Task to complete:
Copy each line where the word "React" occurs.

Data extract:
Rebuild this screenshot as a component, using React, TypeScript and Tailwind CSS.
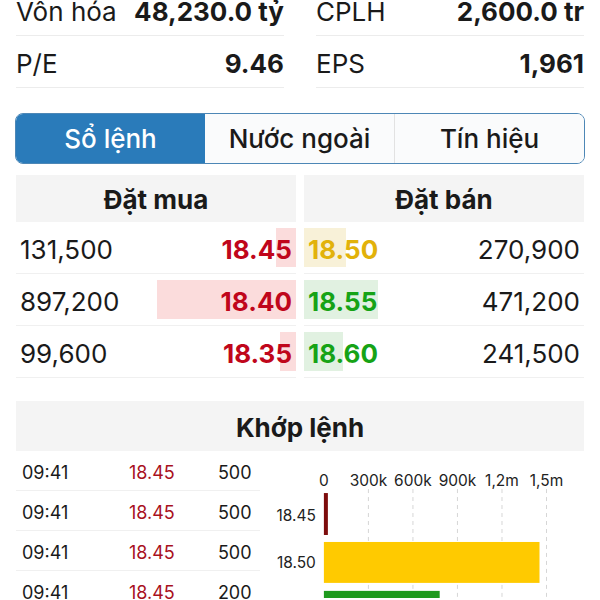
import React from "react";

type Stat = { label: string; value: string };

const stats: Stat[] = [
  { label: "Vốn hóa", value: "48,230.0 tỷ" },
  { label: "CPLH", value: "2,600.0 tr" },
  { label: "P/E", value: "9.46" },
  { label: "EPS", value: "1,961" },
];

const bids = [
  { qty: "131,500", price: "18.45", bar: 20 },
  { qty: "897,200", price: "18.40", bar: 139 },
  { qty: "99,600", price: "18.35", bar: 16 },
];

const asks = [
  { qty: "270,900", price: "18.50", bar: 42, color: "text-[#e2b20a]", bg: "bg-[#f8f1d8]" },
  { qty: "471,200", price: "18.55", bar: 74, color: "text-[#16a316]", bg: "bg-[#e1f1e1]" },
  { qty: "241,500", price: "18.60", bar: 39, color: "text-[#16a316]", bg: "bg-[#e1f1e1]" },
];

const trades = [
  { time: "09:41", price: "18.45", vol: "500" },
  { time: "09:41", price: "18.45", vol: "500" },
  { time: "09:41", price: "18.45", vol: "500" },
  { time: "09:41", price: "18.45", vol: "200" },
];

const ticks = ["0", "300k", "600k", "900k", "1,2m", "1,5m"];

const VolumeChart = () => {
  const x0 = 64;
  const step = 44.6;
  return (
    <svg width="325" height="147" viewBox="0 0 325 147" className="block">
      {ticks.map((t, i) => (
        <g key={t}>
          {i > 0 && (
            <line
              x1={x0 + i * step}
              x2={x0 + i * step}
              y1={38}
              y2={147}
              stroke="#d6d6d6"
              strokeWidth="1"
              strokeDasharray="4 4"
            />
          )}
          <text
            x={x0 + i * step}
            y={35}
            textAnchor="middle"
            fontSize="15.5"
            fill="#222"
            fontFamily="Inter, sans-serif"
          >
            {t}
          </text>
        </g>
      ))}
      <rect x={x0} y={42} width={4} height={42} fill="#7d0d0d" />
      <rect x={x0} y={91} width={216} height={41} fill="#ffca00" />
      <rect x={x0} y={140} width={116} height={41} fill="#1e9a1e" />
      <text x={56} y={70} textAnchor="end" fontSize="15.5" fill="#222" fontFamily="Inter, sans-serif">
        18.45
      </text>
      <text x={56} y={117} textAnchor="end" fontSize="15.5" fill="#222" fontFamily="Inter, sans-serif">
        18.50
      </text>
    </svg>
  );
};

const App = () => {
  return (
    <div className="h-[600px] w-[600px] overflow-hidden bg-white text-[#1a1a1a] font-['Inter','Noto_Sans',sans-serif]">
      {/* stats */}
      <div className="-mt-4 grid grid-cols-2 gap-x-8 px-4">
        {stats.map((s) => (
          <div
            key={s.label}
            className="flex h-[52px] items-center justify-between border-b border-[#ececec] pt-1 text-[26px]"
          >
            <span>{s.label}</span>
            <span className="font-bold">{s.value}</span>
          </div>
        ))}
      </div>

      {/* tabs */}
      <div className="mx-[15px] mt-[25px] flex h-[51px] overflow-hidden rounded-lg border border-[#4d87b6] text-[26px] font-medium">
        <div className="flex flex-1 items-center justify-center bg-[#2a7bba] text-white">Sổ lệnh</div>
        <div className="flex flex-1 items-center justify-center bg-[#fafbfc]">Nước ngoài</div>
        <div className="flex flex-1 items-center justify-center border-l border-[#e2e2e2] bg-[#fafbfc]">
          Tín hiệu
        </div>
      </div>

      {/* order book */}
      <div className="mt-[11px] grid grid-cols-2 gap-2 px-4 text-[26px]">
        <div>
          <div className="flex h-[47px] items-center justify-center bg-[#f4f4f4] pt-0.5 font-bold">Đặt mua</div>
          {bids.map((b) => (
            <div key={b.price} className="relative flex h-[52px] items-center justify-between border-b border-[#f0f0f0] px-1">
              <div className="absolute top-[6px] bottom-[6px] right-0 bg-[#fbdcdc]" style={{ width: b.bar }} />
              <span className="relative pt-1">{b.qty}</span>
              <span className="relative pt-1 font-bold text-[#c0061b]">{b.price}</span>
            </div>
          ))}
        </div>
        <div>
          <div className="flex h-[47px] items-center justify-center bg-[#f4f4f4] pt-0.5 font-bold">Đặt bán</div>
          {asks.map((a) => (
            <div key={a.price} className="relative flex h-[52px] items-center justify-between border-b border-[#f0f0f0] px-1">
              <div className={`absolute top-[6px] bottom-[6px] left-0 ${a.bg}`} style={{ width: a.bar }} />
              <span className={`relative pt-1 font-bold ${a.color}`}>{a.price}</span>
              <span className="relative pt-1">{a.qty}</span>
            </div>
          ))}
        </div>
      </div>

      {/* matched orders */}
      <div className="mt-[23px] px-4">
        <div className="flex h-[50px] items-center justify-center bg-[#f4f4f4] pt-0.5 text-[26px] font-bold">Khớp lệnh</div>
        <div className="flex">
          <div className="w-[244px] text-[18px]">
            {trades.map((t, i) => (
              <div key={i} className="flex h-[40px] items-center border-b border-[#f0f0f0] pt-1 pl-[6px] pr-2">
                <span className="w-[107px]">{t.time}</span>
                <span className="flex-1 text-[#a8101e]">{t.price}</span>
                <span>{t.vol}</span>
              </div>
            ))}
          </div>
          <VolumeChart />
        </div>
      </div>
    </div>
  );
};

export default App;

Response to the exercise:
Rebuild this screenshot as a component, using React, TypeScript and Tailwind CSS.
import React from "react";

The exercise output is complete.